BERITA NUSRA.ID- Menjelang berlakunya KUHP dan KUHAP terbaru bersamaan dengan Undang-Undang Penyesuaian Pidana pada 2 Januari 2026, praktisi hukum mulai memberi sorotan tajam terhadap dampaknya bagi masyarakat dan penegakan hukum. Salah satunya adalah Ketua DPC Peradi Singaraja, Kadek Doni Riana, S.H., M.H., yang menilai regulasi baru ini membawa dua sisi: kemajuan besar sekaligus potensi masalah.
Doni Riana memandang perubahan ini memberi “angin segar” karena pendekatannya lebih humanis dan berorientasi pada perlindungan hak asasi manusia. Ia menjelaskan, masyarakat kini tak perlu lagi merasa takut berhadapan dengan aparat penegak hukum karena pendampingan hukum diperbolehkan sejak tahap awal, bahkan saat seseorang masih berstatus saksi. Keberatan warga wajib dicatat, proses pemeriksaan dipantau, termasuk dengan penggunaan CCTV.
Di sisi lain, ia menekankan pentingnya penguatan mekanisme Restorative Justice.

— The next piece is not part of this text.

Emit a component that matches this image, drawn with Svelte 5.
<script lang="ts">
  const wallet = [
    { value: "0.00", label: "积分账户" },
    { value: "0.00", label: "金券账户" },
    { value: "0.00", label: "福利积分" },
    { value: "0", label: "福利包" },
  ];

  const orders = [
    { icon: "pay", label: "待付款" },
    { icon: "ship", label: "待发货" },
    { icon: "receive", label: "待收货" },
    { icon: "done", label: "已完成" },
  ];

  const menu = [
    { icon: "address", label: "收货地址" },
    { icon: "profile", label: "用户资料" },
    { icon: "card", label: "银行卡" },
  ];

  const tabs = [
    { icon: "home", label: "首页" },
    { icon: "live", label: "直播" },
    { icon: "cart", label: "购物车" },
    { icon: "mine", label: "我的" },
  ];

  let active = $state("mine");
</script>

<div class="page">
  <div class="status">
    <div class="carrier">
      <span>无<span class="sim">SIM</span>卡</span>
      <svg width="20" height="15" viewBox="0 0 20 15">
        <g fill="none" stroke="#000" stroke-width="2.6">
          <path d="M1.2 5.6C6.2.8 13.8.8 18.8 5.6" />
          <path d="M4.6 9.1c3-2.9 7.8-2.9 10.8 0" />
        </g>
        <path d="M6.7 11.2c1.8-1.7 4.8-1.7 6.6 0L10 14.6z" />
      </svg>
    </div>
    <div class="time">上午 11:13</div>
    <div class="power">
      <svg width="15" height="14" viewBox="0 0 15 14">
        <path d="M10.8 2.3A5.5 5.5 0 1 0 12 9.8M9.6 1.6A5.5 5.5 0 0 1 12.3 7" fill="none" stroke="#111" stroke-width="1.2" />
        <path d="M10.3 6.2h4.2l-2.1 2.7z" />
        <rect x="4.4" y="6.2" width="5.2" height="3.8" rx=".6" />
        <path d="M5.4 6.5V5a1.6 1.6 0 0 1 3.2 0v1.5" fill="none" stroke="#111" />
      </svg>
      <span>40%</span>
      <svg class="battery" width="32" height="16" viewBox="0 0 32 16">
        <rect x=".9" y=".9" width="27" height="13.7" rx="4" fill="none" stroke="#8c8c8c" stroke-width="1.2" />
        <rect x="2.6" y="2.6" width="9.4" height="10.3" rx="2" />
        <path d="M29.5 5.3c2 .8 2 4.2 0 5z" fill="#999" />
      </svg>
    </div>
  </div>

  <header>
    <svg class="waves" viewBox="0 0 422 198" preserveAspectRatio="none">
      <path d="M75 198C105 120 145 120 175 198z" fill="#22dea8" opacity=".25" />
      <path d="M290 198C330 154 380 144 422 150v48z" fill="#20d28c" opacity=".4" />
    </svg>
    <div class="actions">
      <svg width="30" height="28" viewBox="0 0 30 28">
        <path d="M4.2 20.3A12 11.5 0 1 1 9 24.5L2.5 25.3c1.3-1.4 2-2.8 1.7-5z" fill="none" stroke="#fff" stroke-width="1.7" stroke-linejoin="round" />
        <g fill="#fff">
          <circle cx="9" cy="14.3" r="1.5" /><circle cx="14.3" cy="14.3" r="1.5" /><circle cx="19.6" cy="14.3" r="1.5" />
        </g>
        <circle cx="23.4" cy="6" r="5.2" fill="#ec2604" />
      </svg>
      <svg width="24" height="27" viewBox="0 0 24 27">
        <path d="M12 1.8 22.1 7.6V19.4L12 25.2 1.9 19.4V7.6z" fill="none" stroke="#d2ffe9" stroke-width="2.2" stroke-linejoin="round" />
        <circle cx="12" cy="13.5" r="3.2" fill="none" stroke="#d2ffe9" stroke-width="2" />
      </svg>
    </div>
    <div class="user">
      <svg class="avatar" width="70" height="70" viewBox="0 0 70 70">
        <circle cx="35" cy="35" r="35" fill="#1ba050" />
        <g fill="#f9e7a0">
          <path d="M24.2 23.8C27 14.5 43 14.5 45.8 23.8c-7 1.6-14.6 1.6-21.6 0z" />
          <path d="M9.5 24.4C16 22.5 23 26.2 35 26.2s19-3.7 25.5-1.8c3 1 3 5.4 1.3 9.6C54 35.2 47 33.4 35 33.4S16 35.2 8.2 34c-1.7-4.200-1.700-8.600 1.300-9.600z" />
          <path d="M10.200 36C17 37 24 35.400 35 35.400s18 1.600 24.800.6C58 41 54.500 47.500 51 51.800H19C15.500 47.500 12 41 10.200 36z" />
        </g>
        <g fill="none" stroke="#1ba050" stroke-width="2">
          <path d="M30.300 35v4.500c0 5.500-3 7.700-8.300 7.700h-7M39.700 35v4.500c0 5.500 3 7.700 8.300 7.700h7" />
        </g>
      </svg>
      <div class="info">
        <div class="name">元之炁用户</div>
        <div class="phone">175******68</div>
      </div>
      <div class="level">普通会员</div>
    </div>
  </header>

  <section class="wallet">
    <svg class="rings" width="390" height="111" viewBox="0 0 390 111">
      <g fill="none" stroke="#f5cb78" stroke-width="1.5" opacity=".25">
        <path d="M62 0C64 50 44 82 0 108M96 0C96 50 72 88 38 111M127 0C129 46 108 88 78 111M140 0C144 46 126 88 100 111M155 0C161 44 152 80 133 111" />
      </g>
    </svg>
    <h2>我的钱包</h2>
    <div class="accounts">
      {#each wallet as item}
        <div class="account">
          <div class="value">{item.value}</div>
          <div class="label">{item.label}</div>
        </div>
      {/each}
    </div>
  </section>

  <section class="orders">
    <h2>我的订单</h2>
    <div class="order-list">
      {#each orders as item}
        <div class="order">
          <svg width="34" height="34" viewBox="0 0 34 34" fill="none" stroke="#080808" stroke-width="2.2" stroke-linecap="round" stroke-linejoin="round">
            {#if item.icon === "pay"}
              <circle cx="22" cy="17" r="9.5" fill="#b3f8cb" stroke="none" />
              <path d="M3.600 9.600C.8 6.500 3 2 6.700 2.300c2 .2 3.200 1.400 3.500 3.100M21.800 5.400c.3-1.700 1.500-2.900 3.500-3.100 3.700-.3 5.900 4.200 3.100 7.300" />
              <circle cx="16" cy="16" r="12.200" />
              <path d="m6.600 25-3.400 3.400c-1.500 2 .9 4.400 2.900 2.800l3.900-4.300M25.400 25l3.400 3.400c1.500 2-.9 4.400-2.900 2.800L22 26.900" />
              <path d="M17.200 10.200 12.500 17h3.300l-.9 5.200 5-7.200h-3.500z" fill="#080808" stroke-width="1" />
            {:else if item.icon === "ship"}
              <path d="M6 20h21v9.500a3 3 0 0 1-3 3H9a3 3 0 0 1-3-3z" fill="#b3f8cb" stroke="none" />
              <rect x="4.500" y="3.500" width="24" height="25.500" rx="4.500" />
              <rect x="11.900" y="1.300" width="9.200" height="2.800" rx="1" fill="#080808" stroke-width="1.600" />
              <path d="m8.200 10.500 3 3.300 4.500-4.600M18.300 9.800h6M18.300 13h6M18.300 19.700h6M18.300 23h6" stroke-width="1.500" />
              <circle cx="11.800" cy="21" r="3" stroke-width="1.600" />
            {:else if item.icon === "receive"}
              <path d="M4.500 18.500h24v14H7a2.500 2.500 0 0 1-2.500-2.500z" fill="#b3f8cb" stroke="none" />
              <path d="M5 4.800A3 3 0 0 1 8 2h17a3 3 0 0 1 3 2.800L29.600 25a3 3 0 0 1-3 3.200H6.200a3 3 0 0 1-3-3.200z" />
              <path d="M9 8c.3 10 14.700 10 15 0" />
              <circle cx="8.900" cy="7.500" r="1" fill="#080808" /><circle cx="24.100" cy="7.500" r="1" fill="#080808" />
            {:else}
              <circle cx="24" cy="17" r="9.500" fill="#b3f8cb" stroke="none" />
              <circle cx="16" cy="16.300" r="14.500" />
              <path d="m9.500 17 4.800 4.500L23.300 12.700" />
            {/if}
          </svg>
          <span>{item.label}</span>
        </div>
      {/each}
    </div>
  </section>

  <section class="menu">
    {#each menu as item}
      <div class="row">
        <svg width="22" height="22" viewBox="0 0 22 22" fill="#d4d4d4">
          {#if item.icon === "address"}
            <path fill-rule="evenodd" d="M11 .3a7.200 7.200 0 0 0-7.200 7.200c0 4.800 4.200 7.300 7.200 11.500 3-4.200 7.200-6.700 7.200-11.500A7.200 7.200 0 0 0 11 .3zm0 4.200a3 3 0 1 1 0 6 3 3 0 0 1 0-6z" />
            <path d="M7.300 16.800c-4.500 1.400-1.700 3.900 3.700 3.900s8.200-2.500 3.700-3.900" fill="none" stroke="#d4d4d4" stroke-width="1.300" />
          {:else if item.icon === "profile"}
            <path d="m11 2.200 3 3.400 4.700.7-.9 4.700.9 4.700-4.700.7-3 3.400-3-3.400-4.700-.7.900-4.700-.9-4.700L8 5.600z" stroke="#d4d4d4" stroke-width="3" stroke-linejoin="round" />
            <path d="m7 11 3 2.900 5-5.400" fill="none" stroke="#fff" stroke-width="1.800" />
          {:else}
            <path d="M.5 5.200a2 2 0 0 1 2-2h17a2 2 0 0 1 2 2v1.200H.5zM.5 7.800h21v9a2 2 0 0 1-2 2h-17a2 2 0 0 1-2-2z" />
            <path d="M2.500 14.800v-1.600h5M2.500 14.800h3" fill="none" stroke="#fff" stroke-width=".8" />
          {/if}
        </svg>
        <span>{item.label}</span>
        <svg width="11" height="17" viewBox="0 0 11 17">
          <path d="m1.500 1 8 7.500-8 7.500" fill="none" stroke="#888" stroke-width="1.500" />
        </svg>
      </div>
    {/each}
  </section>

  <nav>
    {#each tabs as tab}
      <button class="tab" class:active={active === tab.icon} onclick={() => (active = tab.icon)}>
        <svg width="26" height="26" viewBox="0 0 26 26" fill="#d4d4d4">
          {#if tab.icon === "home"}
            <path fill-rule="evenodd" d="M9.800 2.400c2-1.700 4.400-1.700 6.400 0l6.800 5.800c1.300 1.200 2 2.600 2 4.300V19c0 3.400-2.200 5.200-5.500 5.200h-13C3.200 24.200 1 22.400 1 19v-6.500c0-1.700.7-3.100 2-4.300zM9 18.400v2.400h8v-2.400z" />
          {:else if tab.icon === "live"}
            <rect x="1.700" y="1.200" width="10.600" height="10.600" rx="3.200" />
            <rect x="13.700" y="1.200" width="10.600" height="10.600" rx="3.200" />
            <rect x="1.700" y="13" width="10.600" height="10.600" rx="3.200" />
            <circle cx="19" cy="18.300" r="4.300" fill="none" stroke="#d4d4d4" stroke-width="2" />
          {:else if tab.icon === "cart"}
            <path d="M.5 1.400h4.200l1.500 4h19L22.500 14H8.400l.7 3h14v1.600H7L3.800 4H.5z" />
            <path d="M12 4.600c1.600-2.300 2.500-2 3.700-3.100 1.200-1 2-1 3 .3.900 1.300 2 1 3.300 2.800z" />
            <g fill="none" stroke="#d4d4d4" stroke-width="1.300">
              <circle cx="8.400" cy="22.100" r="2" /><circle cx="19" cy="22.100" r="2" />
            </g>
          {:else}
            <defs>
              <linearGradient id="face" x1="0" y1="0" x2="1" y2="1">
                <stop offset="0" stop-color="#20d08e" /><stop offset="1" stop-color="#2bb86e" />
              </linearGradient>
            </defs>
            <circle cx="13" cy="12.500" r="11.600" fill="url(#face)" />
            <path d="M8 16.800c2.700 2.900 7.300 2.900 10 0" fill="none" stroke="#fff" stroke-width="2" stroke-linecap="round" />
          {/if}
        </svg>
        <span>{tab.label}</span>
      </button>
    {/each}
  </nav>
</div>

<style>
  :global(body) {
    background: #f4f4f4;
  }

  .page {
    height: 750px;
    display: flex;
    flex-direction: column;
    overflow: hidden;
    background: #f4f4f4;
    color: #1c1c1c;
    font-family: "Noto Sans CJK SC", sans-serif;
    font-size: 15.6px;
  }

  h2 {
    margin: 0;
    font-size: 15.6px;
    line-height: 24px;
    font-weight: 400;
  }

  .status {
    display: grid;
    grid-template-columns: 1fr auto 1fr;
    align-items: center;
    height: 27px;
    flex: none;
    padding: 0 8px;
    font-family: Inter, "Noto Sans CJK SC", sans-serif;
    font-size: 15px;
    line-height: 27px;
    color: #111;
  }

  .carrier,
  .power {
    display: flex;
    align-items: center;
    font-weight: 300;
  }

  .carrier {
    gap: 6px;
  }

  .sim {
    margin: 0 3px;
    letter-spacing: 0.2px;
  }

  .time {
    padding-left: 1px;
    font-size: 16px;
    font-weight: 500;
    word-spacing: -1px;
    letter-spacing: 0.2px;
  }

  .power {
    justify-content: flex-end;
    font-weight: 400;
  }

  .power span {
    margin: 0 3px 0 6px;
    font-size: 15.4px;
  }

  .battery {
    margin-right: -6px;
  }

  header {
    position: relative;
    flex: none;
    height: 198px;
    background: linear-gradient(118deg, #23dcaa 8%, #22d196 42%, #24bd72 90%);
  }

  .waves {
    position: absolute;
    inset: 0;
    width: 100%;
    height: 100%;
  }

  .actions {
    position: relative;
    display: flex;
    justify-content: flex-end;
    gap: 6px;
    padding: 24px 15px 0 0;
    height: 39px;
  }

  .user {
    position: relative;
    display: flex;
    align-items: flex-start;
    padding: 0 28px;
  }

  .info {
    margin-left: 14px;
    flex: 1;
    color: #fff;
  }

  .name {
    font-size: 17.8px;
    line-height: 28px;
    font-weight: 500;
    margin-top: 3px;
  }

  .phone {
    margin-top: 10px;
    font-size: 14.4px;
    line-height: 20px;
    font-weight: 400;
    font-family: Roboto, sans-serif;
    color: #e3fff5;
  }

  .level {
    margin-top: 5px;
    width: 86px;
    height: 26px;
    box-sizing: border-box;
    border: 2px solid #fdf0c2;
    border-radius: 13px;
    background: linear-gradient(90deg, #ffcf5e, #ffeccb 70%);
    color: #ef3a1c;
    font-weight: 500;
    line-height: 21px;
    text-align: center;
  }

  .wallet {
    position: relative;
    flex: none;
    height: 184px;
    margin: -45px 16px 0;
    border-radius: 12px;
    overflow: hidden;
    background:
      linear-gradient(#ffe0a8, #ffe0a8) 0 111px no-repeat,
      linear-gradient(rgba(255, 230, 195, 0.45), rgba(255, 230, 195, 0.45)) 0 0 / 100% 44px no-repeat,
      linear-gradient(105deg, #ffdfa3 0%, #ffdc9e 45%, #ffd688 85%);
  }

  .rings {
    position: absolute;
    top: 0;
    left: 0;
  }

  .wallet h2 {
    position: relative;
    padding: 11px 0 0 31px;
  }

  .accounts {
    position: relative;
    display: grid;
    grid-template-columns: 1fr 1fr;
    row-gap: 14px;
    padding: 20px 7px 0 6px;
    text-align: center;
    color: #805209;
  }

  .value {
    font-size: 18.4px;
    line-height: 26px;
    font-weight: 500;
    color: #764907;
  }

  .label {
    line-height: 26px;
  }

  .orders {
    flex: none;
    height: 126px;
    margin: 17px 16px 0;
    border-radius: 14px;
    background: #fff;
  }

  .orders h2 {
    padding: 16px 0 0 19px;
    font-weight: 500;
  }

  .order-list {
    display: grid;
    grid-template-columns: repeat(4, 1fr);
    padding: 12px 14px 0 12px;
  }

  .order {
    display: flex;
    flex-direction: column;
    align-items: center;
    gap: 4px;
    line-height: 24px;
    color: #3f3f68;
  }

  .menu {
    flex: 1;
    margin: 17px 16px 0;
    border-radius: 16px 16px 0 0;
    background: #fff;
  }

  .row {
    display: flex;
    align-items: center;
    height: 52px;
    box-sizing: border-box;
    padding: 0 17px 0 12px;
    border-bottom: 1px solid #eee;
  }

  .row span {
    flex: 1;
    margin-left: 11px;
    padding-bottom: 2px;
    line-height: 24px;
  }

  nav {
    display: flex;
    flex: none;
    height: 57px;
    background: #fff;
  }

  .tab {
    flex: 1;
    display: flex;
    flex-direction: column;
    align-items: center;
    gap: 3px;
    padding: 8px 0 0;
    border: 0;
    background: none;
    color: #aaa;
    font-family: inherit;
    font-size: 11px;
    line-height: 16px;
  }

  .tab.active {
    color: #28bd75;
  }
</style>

Untuk perkara ringan, proses hukum lebih diarahkan pada perdamaian dan pemulihan, bukan semata-mata pemidanaan. Menurutnya, langkah ini merupakan kemajuan besar demi melindungi masyarakat.
Namun, Doni Riana juga menyampaikan kekhawatirannya terhadap kewenangan penyidik kepolisian yang dinilai semakin kuat dalam aturan baru ini. Ia mencontohkan, penangkapan dan penahanan bisa dilakukan tanpa izin pengadilan dalam kondisi tertentu. Baginya, kewenangan sebesar ini dapat menjadi celah penyalahgunaan, apalagi jika tidak dibarengi integritas penyidik yang kuat.
Dengan dua alat bukti yang dianggap cukup oleh penyidik, seseorang sudah dapat langsung ditahan. Karena itu, ia menegaskan pentingnya pengawasan ketat agar penyidik tidak berubah menjadi “super body”.
Doni turut menyoroti budaya penegakan hukum yang masih kerap berjalan otomatis: tersangka hampir selalu berujung menjadi terdakwa, dan terdakwa menjadi terpidana. Ia mengkritik kurangnya keberanian aparat untuk menghentikan perkara yang lemah secara pembuktian, serta keberadaan kasus “pesanan” yang dipaksakan untuk memenuhi kepentingan tertentu.
“Kriminalisasi bisa terjadi jika fakta diputarbalikkan,” tegasnya. Menurut Doni, jika bukti tidak cukup, penyidik dan penuntut harus berani menghentikan perkara (SP3), bukan memaksanya tetap berjalan.
Mengakhiri pernyataannya, Doni menyerukan agar momentum pemberlakuan KUHP dan KUHAP baru menjadi titik kebangkitan bagi integritas advokat dan aparat. Dengan teknologi dan prosedur baru yang semakin transparan, ruang permainan hukum semakin sempit.
Ia mengingatkan penegak hukum untuk bekerja lebih profesional, karena risiko untuk digugat balik kini jauh lebih besar. Ia juga mengajak masyarakat untuk semakin cerdas dan berani menggunakan hak-haknya.